LayerPipe2：通过改进的指数移动平均实现神经网络训练的多阶段流水线与权重重计算 (LayerPipe2: Multistage Pipelining and Weight Recompute via Improved Exponential Moving Average for Training Neural Networks)

In our prior work, LayerPipe, we had introduced an approach to accelerate training of convolutional, fully connected, and spiking neural networks by overlapping forward and backward computation. However, despite empirical success, a principled understanding of how much gradient delay needs to be introduced at each layer to achieve desired level of pipelining was not addressed. This paper, LayerPipe2, fills that gap by formally deriving LayerPipe using variable delayed gradient adaptation and retiming. We identify where delays may be legally inserted and show that the required amount of delay follows directly from the network structure where inner layers require fewer delays and outer layers require longer delays. When pipelining is applied at every layer, the amount of delay depends only on the number of remaining downstream stages. When layers are pipelined in groups, all layers in the group share the same assignment of delays. These insights not only explain previously observed scheduling patterns but also expose an often overlooked challenge that pipelining implicitly requires storage of historical weights. We overcome this storage bottleneck by developing a pipeline--aware moving average that reconstructs the required past states rather than storing them explicitly. This reduces memory cost without sacrificing the accuracy guarantees that makes pipelined learning viable. The result is a principled framework that illustrates how to construct LayerPipe architectures, predicts their delay requirements, and mitigates their storage burden, thereby enabling scalable pipelined training with controlled communication computation tradeoffs.
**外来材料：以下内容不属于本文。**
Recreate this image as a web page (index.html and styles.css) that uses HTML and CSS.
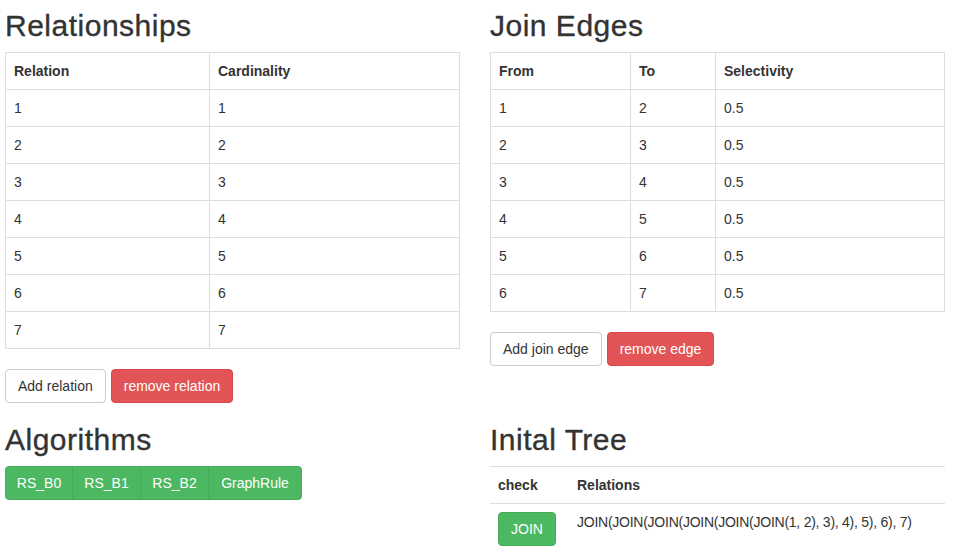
FILE: index.html
```html
<!DOCTYPE html>
<html>
<head>
<meta charset="utf-8">
<link rel="stylesheet" href="styles.css">
</head>
<body>
<div class="page">
  <div class="row first">
    <div class="col">
      <h2>Relationships</h2>
      <table class="table bordered rel">
        <thead><tr><th class="c1">Relation</th><th>Cardinality</th></tr></thead>
        <tbody>
          <tr><td>1</td><td>1</td></tr>
          <tr><td>2</td><td>2</td></tr>
          <tr><td>3</td><td>3</td></tr>
          <tr><td>4</td><td>4</td></tr>
          <tr><td>5</td><td>5</td></tr>
          <tr><td>6</td><td>6</td></tr>
          <tr><td>7</td><td>7</td></tr>
        </tbody>
      </table>
      <div class="btns">
        <button class="btn btn-default">Add relation</button>
        <button class="btn btn-danger">remove relation</button>
      </div>
    </div>
    <div class="col">
      <h2>Join Edges</h2>
      <table class="table bordered edges">
        <thead><tr><th class="e1">From</th><th class="e2">To</th><th>Selectivity</th></tr></thead>
        <tbody>
          <tr><td>1</td><td>2</td><td>0.5</td></tr>
          <tr><td>2</td><td>3</td><td>0.5</td></tr>
          <tr><td>3</td><td>4</td><td>0.5</td></tr>
          <tr><td>4</td><td>5</td><td>0.5</td></tr>
          <tr><td>5</td><td>6</td><td>0.5</td></tr>
          <tr><td>6</td><td>7</td><td>0.5</td></tr>
        </tbody>
      </table>
      <div class="btns">
        <button class="btn btn-default">Add join edge</button>
        <button class="btn btn-danger">remove edge</button>
      </div>
    </div>
  </div>
  <div class="row second">
    <div class="col">
      <h2>Algorithms</h2>
      <div class="btn-group">
        <button class="btn btn-success">RS_B0</button><button class="btn btn-success">RS_B1</button><button class="btn btn-success">RS_B2</button><button class="btn btn-success">GraphRule</button>
      </div>
    </div>
    <div class="col">
      <h2>Inital Tree</h2>
      <table class="table tree">
        <thead><tr><th class="t1">check</th><th>Relations</th></tr></thead>
        <tbody>
          <tr><td><button class="btn btn-success">JOIN</button></td><td class="expr">JOIN(JOIN(JOIN(JOIN(JOIN(JOIN(1, 2), 3), 4), 5), 6), 7)</td></tr>
        </tbody>
      </table>
    </div>
  </div>
</div>
</body>
</html>
```
FILE: styles.css
```css
* { box-sizing: border-box; }
html, body { margin: 0; padding: 0; background: #fff; }
body {
  font-family: "Liberation Sans", Arial, sans-serif;
  font-size: 14px;
  line-height: 20px;
  color: #333;
}
.page { padding: 9px 14px 0 5px; }
.row { display: flex; gap: 30px; }
.col { flex: 1 1 0; min-width: 0; }
h2 {
  font-size: 30px;
  font-weight: 500;
  line-height: 33px;
  margin: 0 0 10px;
  color: #333;
  letter-spacing: 0.5px;
  -webkit-text-stroke: 0.35px #333;
}
.second h2 { margin-top: 20px; }
.table {
  width: 100%;
  border-collapse: collapse;
  margin-bottom: 20px;
}
.table th, .table td {
  padding: 8px;
  text-align: left;
  vertical-align: top;
  border-top: 1px solid #ddd;
  line-height: 20px;
}
.table th { font-weight: bold; }
.bordered, .bordered th, .bordered td { border: 1px solid #ddd; }
.rel .c1 { width: 204px; }
.edges .e1 { width: 140px; }
.edges .e2 { width: 85px; }
.tree .t1 { width: 79px; }
.tree .expr { letter-spacing: -0.25px; }
.btns { display: flex; gap: 5px; }
.btn {
  font-family: "Liberation Sans", Arial, sans-serif;
  font-size: 14px;
  line-height: 20px;
  padding: 6px 12px;
  border: 1px solid transparent;
  border-radius: 4px;
  cursor: pointer;
  margin: 0;
}
.btn-default { background: #fff; color: #333; border-color: #ccc; }
.btn-danger { background: #e25455; color: #fff; border-color: #d9474a; }
.btn-success { background: #4cb862; color: #fff; border-color: #44ab58; }
.btn-group { display: inline-flex; }
.btn-group .btn { border-radius: 0; width: 68px; padding-left: 0; padding-right: 0; }
.btn-group .btn + .btn { margin-left: -1px; width: 69px; }
.btn-group .btn:first-child { border-radius: 4px 0 0 4px; }
.btn-group .btn:last-child { border-radius: 0 4px 4px 0; width: 94px; }
```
翻译：在我们先前的工作LayerPipe中，我们提出了一种通过重叠前向与反向计算来加速卷积神经网络、全连接网络及脉冲神经网络训练的方法。然而，尽管取得了实证成功，对于为实现特定流水线级别而需要在每层引入多少梯度延迟的原理性理解尚未得到解决。本文提出的LayerPipe2通过基于可变延迟梯度适应与重定时的形式化推导填补了这一空白。我们明确了延迟可合法插入的位置，并证明所需延迟量直接由网络结构决定：内层需要较少延迟，而外层需要较长延迟。当流水线应用于每一层时，延迟量仅取决于剩余下游阶段的数量；当层以分组形式进行流水线处理时，组内所有层共享相同的延迟分配方案。这些见解不仅解释了先前观察到的调度模式，还揭示了一个常被忽视的挑战：流水线隐式要求存储历史权重。我们通过开发一种流水线感知的移动平均方法克服了这一存储瓶颈，该方法重构所需的过去状态而非显式存储，从而在不牺牲流水线学习可行性所依赖的精度保证的前提下降低了内存成本。最终，我们建立了一个原理性框架，阐明如何构建LayerPipe架构、预测其延迟需求并缓解其存储负担，从而实现具有可控通信计算权衡的可扩展流水线训练。